Помимо анализа природы и типов национализма Андерсон задается вопросом о том, почему люди испытывают такую привязанность к нации, если она является лишь воображаемой. Андерсон не стремится ответить на него рационально, выводя его в сферу мистического.

Не ненависть и образ врага, но самопожертвование и любовь составляют основу националистических эмоций, говорит Андерсон, ссылаясь в доказательство на разнообразную культурную продукцию национализма. Андерсон отмечает, что язык, описывающий эти политические эмоции, указывает на близость этих чувств к чувствам семейной любви и преданности. Особенность таких эмоций - это ’’естественность", природная предопределенность. Дело не в выгоде от принадлежности к нации, ведь ее не выбирают, как не выбирают и родителей. Верность нации, как и верность семье, в идеале предполагает жертвенность, отсутствие личной корысти. Именно то, что принадлежность к нации требует жертв и нередко накладывает ограничение, и делает чувство сопричастности нации столь ценным.

"Смерть за Родину, которую не выбирают, предполагает моральное величие, не сравнимое со смертью залейбористскую партию, Американскую ассоциацию врачей или даже Международную амнистию, присоединиться к которым или выйти из них вы можете без труда по первому желанию", - пишет Андерсон.

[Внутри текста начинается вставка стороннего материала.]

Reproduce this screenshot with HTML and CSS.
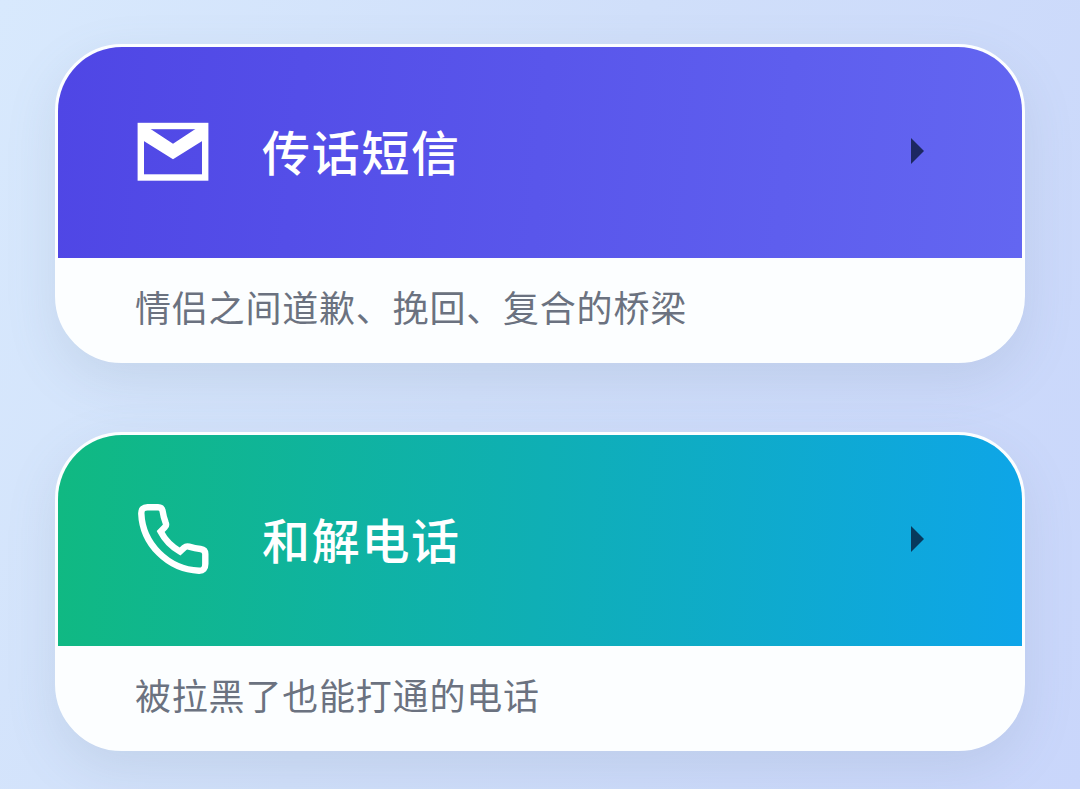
FILE: index.html
```html
<!DOCTYPE html>
<html lang="zh-CN">
<head>
    <meta charset="UTF-8">
    <meta name="viewport" content="width=device-width, initial-scale=1.0">
    <title>服务</title>
    <link rel="stylesheet" href="styles.css">
</head>
<body>
    <main class="services">
        <a class="card">
            <div class="card-header sms">
                <svg class="icon" viewBox="0 0 78 78" fill="none" stroke="#fff">
                    <rect x="6.8" y="14" width="64.4" height="51.5" stroke-width="6.4"/>
                    <path d="M9 13 H10.5 L39 31.8 L67.5 13 H69 V28.4 L39 47.3 L9 28.4 Z" fill="#fff" stroke="none"/>
                </svg>
                <h2 class="title">传话短信</h2>
                <span class="arrow"></span>
            </div>
            <p class="desc">情侣之间道歉、挽回、复合的桥梁</p>
        </a>
        <a class="card">
            <div class="card-header call">
                <svg class="icon" viewBox="0 0 78 78" fill="none" stroke="#fff" stroke-width="6.4">
                    <path d="M13.5 7.2 H24 Q28 7.2 28.6 11 C29.2 15 30 18.5 31.6 22.5 Q32.8 25.3 31 27 L26.6 31.5 Q33 44 46 51.5 L50.2 47.6 Q52.3 45.8 55 46.6 Q61 48.5 66.5 49 Q71.3 49.7 71.3 54 V64 Q71.3 71 65 70.8 C34 69.5 8.5 44 7.3 13.5 Q7.2 7.2 13.5 7.2 Z"/>
                </svg>
                <h2 class="title">和解电话</h2>
                <span class="arrow"></span>
            </div>
            <p class="desc">被拉黑了也能打通的电话</p>
        </a>
    </main>
</body>
</html>
```
FILE: styles.css
```css
* {
    box-sizing: border-box;
}
body {
    margin: 0;
    height: 789px;
    overflow: hidden;
    font-family: "Noto Sans CJK SC", sans-serif;
    background: linear-gradient(115deg, #d8e9fd 0%, #d0dffa 45%, #c9d6fb 100%);
}
.services {
    display: flex;
    flex-direction: column;
    gap: 69px;
    padding: 44px 55px 0;
}
.card {
    display: block;
    height: 319px;
    border: 3px solid #fcfeff;
    border-radius: 67px;
    overflow: hidden;
    background: #fcfeff;
    box-shadow: 0 18px 50px rgba(110, 125, 150, 0.15);
}
.card-header {
    display: flex;
    align-items: center;
    height: 211px;
    padding: 0 98px 4px 76px;
}
.sms {
    background: linear-gradient(95deg, #4f46e5, #6366f1);
}
.call {
    background: linear-gradient(95deg, #10b981, #0ea5e9);
}
.icon {
    width: 78px;
    height: 78px;
    margin-right: 50px;
}
.title {
    flex: 1;
    margin: 0;
    padding-bottom: 2px;
    font-size: 48px;
    font-weight: 500;
    letter-spacing: 1.7px;
    color: #fff;
}
.arrow {
    border-left: 13px solid rgba(5, 20, 50, 0.75);
    border-top: 13px solid transparent;
    border-bottom: 13px solid transparent;
}
.desc {
    margin: 0;
    padding: 22px 77px;
    font-size: 36px;
    line-height: 53px;
    letter-spacing: 0.8px;
    color: #6b7280;
}
```
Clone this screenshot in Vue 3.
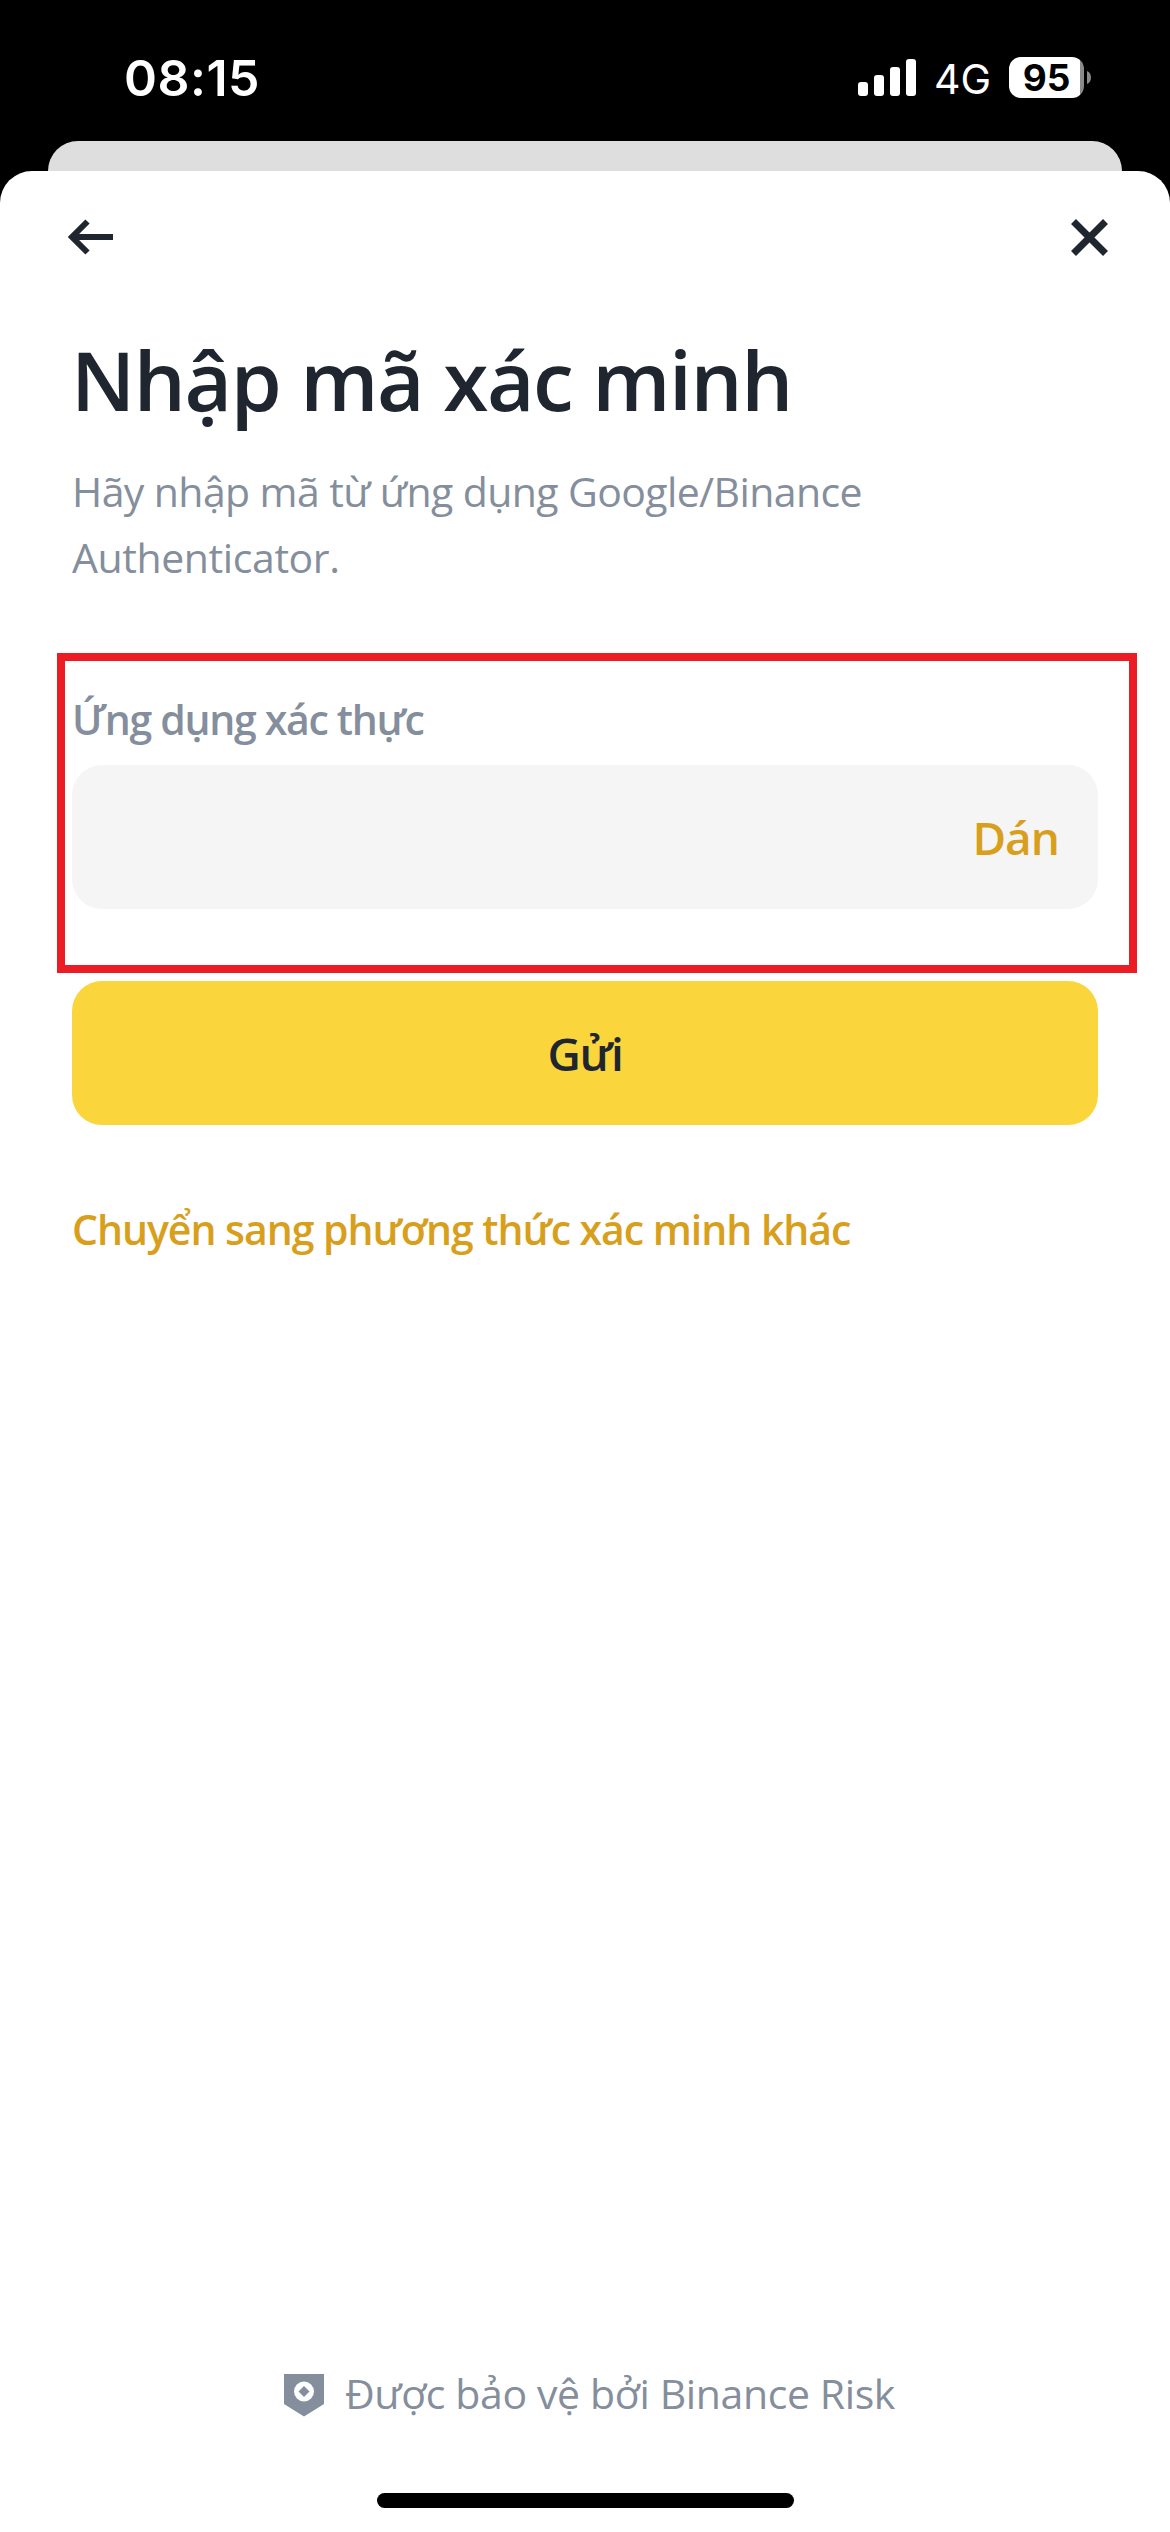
<script setup>
import { ref } from 'vue'

const bars = [14, 21, 29, 37]
const code = ref('')
</script>

<template>
  <div class="screen">
    <header class="status">
      <span class="time">08:15</span>
      <div class="indicators">
        <div class="signal">
          <i v-for="h in bars" :key="h" :style="{ height: h + 'px' }"></i>
        </div>
        <span class="network">4G</span>
        <div class="battery">
          <div class="battery-body"><span>95</span></div>
          <svg class="battery-tip" width="4" height="13" viewBox="0 0 4 13"><path d="M0 0C5.300 2 5.300 11 0 13Z" fill="#8a8a8a" /></svg>
        </div>
      </div>
    </header>

    <div class="back-card"></div>

    <main class="sheet">
      <nav class="nav">
        <button class="icon" aria-label="Quay lại">
          <svg width="46" height="36" viewBox="0 0 46 36" fill="none" stroke="#202630" stroke-width="6">
            <path d="M5 18H46M20.500 2.500L5 18L20.500 33.500" />
          </svg>
        </button>
        <button class="icon" aria-label="Đóng">
          <svg width="37" height="37" viewBox="0 0 37 37" fill="none" stroke="#202630" stroke-width="7">
            <path d="M2.500 2.500L34.500 34.500M34.500 2.500L2.500 34.500" />
          </svg>
        </button>
      </nav>

      <h1>Nhập mã xác minh</h1>
      <p class="hint">Hãy nhập mã từ ứng dụng Google/Binance<br /><span class="hint-end">Authenticator.</span></p>

      <section class="highlight">
        <label for="code">Ứng dụng xác thực</label>
        <div class="field">
          <input id="code" v-model="code" />
          <button class="paste">Dán</button>
        </div>
      </section>

      <button class="submit">Gửi</button>
      <a class="switch">Chuyển sang phương thức xác minh khác</a>

      <footer class="footer">
        <svg width="40" height="43" viewBox="0 0 40 43">
          <path d="M0 0H40V30L20 42.500L0 30Z" fill="#848e9c" />
          <circle cx="20" cy="17.500" r="10" fill="#fff" />
          <path d="M20 12L25.500 17.500L20 23L14.500 17.500Z" fill="#848e9c" />
        </svg>
        <span>Được bảo vệ bởi Binance Risk</span>
      </footer>
      <div class="home"></div>
    </main>
  </div>
</template>

<style>
body { margin: 0; background: #000; }
</style>

<style scoped>
.screen {
  box-sizing: border-box;
  width: 1170px;
  height: 2532px;
  display: flex;
  flex-direction: column;
  overflow: hidden;
  background: #000;
  font-family: "Open Sans", "Noto Sans", sans-serif;
}
button {
  border: 0;
  padding: 0;
  background: none;
  font: inherit;
}
.status {
  box-sizing: border-box;
  height: 141px;
  padding: 47px 79px 0 124px;
  display: flex;
  justify-content: space-between;
  align-items: flex-start;
  color: #fff;
  font-family: Inter, sans-serif;
}
.time {
  font-size: 50px;
  line-height: 62px;
  font-weight: 600;
  letter-spacing: 0.5px;
}
.indicators { display: flex; align-items: flex-start; }
.signal {
  display: flex;
  align-items: flex-end;
  gap: 6px;
  height: 37px;
  margin: 12px 18px 0 0;
}
.signal i {
  width: 10px;
  border-radius: 3px;
  background: #fff;
}
.network {
  width: 57px;
  margin: 7px 18px 0 0;
  font-size: 41px;
  line-height: 50px;
}
.battery {
  display: flex;
  align-items: center;
  gap: 3px;
  margin-top: 10px;
}
.battery-body {
  width: 75px;
  height: 41px;
  border-radius: 12px;
  background: linear-gradient(90deg, #fff 71px, #8a8a8a 71px);
  color: #000;
  font-size: 37px;
  line-height: 41px;
  font-weight: 700;
  display: flex;
  justify-content: center;
}
.back-card {
  flex: none;
  height: 60px;
  margin: 0 48px -30px;
  border-radius: 30px 30px 0 0;
  background: #dedede;
}
.sheet {
  box-sizing: border-box;
  position: relative;
  flex: 1;
  display: flex;
  flex-direction: column;
  border-radius: 32px 32px 0 0;
  background: #fff;
}
.nav {
  height: 132px;
  padding: 0 62px 0 67px;
  display: flex;
  justify-content: space-between;
  align-items: center;
}
.icon { display: flex; }
h1 {
  margin: 26px 71px 0;
  color: #202630;
  font-size: 82px;
  line-height: 100px;
  font-weight: 600;
  letter-spacing: -1.4px;
  white-space: nowrap;
}
.hint {
  margin: 29px 72px 63px;
  color: #848e9c;
  font-size: 41px;
  line-height: 66px;
  letter-spacing: -0.6px;
  white-space: nowrap;
}
.hint-end { letter-spacing: -0.4px; }
.highlight {
  box-sizing: border-box;
  height: 320px;
  margin: 0 33px 8px 57px;
  padding: 28px 31px 0 7px;
  border: 8px solid #ec1c24;
}
label {
  display: block;
  margin-bottom: 16px;
  color: #848e9c;
  font-size: 41px;
  line-height: 60px;
  font-weight: 600;
  letter-spacing: -1.3px;
}
.field {
  box-sizing: border-box;
  height: 144px;
  padding: 0 39px 0 30px;
  display: flex;
  align-items: center;
  border-radius: 30px;
  background: #f5f5f5;
}
.field input {
  flex: 1;
  min-width: 0;
  border: 0;
  outline: 0;
  background: transparent;
  font: 46px "Open Sans", sans-serif;
}
.paste {
  color: #d89f1c;
  font-size: 46px;
  line-height: 60px;
  font-weight: 600;
  letter-spacing: -1px;
}
.submit {
  flex: none;
  height: 144px;
  margin: 0 72px;
  border-radius: 30px;
  background: #fad53c;
  color: #202630;
  font-size: 46px;
  font-weight: 600;
  letter-spacing: -1.3px;
}
.switch {
  margin: 74px 72px 0;
  color: #d89f1c;
  font-size: 41px;
  line-height: 60px;
  font-weight: 600;
  letter-spacing: -1.04px;
  white-space: nowrap;
}
.footer {
  display: flex;
  align-items: center;
  gap: 21px;
  margin: auto 0 70px 284px;
  color: #848e9c;
  font-size: 41px;
  line-height: 60px;
  letter-spacing: -0.38px;
  white-space: nowrap;
}
.footer svg { margin-top: 4px; }
.home {
  width: 417px;
  height: 15px;
  margin: 0 auto 24px;
  border-radius: 8px;
  background: #000;
}
</style>
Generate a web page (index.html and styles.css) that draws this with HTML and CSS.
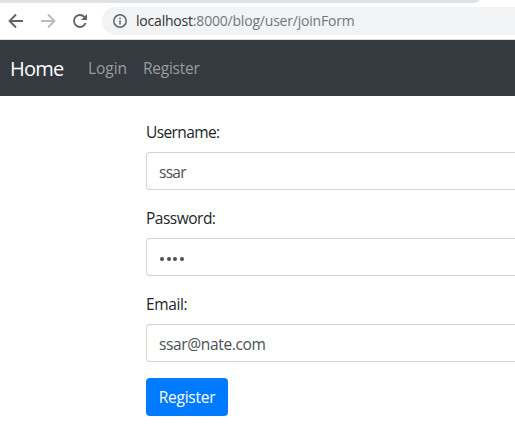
FILE: index.html
```html
<!DOCTYPE html>
<html lang="en">
<head>
<meta charset="utf-8">
<title>Register</title>
<link rel="stylesheet" href="styles.css">
</head>
<body>
<div class="tabstrip"></div>
<div class="toolbar">
  <svg class="icon" width="16" height="16" viewBox="0 0 16 16"><path d="M15 8H2M8 1.5 1.6 8 8 14.5"/></svg>
  <svg class="icon muted" width="16" height="16" viewBox="0 0 16 16"><path d="M1 8h13M8 1.5 14.4 8 8 14.5"/></svg>
  <svg class="icon" width="16" height="16" viewBox="0 0 16 16"><path d="M13.6 10A6 6 0 1 1 12.3 3.8L14 5.5"/><path class="solid" d="M15 1v6H9z"/></svg>
  <div class="address">
    <svg class="info" width="14" height="14" viewBox="0 0 14 14"><circle cx="7" cy="7" r="6.2"/><path d="M7 6.2v4.3M7 3.4v1.6"/></svg>
    <span class="url"><span class="host">localhost</span><span class="path">:8000/blog/user/joinForm</span></span>
  </div>
</div>
<nav class="navbar">
  <a class="brand">Home</a>
  <a class="link login">Login</a>
  <a class="link register">Register</a>
</nav>
<form class="form">
  <div class="group">
    <label class="label-user" for="username">Username:</label>
    <input class="control username" id="username" type="text" value="ssar">
  </div>
  <div class="group">
    <label class="label-pass">Password:</label>
    <div class="control dots"><i></i><i></i><i></i><i></i></div>
  </div>
  <div class="group">
    <label class="label-email" for="email">Email:</label>
    <input class="control email" id="email" type="text" value="ssar@nate.com">
  </div>
  <button class="submit" type="button">Register</button>
</form>
</body>
</html>
```
FILE: styles.css
```css
* { box-sizing: border-box; }
body {
  margin: 0;
  height: 433px;
  overflow: hidden;
  background: #fff;
  color: #212529;
  font: 15.5px/24px "Open Sans", "Noto Sans", sans-serif;
}
.tabstrip {
  width: 479px;
  height: 3px;
  background: #dee1e6;
  border-bottom-right-radius: 5px 3px;
}
.toolbar {
  display: flex;
  align-items: center;
  height: 37px;
  padding-left: 8px;
  gap: 16px;
  border-bottom: 1px solid #dadce0;
}
.icon { flex: none; fill: none; stroke: #5f6368; stroke-width: 1.9; }
.icon .solid { fill: #5f6368; stroke: none; }
.icon.muted { stroke: #babcbe; }
.address {
  display: flex;
  align-items: center;
  flex: 1;
  height: 28px;
  margin-left: -2px;
  padding-left: 11px;
  gap: 9px;
  background: #f1f3f4;
  border-radius: 14px 0 0 14px;
}
.info { flex: none; fill: none; stroke: #5f6368; stroke-width: 1.5; }
.url { font-size: 14px; letter-spacing: -0.2px; white-space: nowrap; }
.host { color: #303236; }
.path { color: #74777b; }
.navbar {
  display: flex;
  align-items: center;
  height: 56px;
  padding: 0 10px;
  background: #343a40;
}
.brand { width: 78px; padding-top: 1px; color: #fff; font-size: 20px; letter-spacing: -0.75px; }
.link { color: #999c9f; }
.login { width: 55px; letter-spacing: -0.05px; }
.register, .submit { letter-spacing: -0.25px; }
.form { margin: 24px 0 0 146px; }
.group { margin-bottom: 16px; }
label { display: block; height: 24px; margin-bottom: 8px; }
.label-user { letter-spacing: -0.6px; }
.label-pass { letter-spacing: -0.5px; }
.label-email { letter-spacing: -0.4px; }
.control {
  display: block;
  width: 100%;
  height: 38px;
  padding: 7px 12px 5px;
  border: 1px solid #ced4da;
  border-right: 0;
  border-radius: 4px 0 0 4px;
  background: #fff;
  color: #495057;
  font: inherit;
}
.username { letter-spacing: -0.7px; }
.email { letter-spacing: -0.35px; }
.dots { display: flex; align-items: center; gap: 2.4px; padding: 8px 13px 4px; }
.dots i { width: 4.2px; height: 4.2px; border-radius: 50%; background: #495057; }
.submit {
  width: 82px;
  height: 38px;
  padding: 0;
  border: 0;
  border-radius: 4px;
  background: #007bff;
  color: #fff;
  font-family: inherit;
  font-size: inherit;
  line-height: inherit;
}
```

Таким образом, Андерсон применяет новый подход и рассматривает феномен национализма и нации как культурную систему, то есть его в первую очередь интересует не то, какие социальные и политические изменения "запустили" процесс формирования наций в конце XVIII в., а то, какие черты общественной жизни сделали в это время возможным "вообразить" или, "помыслить" нацию. Описав процесс, благодаря которому нация может быть воображена, Андерсон выделяет типы такого воображения - национализмы, которые были впоследствие моделируемы, адаптируемы и трансформируемы, т.е. применяема с разной степенью осознанности в весьма различных социальных ситуациях и в весьма различных политических и идеологических сочетаниях. Поскольку Андерсон уходит от трактовки национализма как политической идеологии, тогда если нация - это воображаемое сообщество, то национализм - это способ, которым она, во-первых, «воображается» и, во-вторых, продолжает существовать, поэтому Андерсон выделят несколько типов национализмов.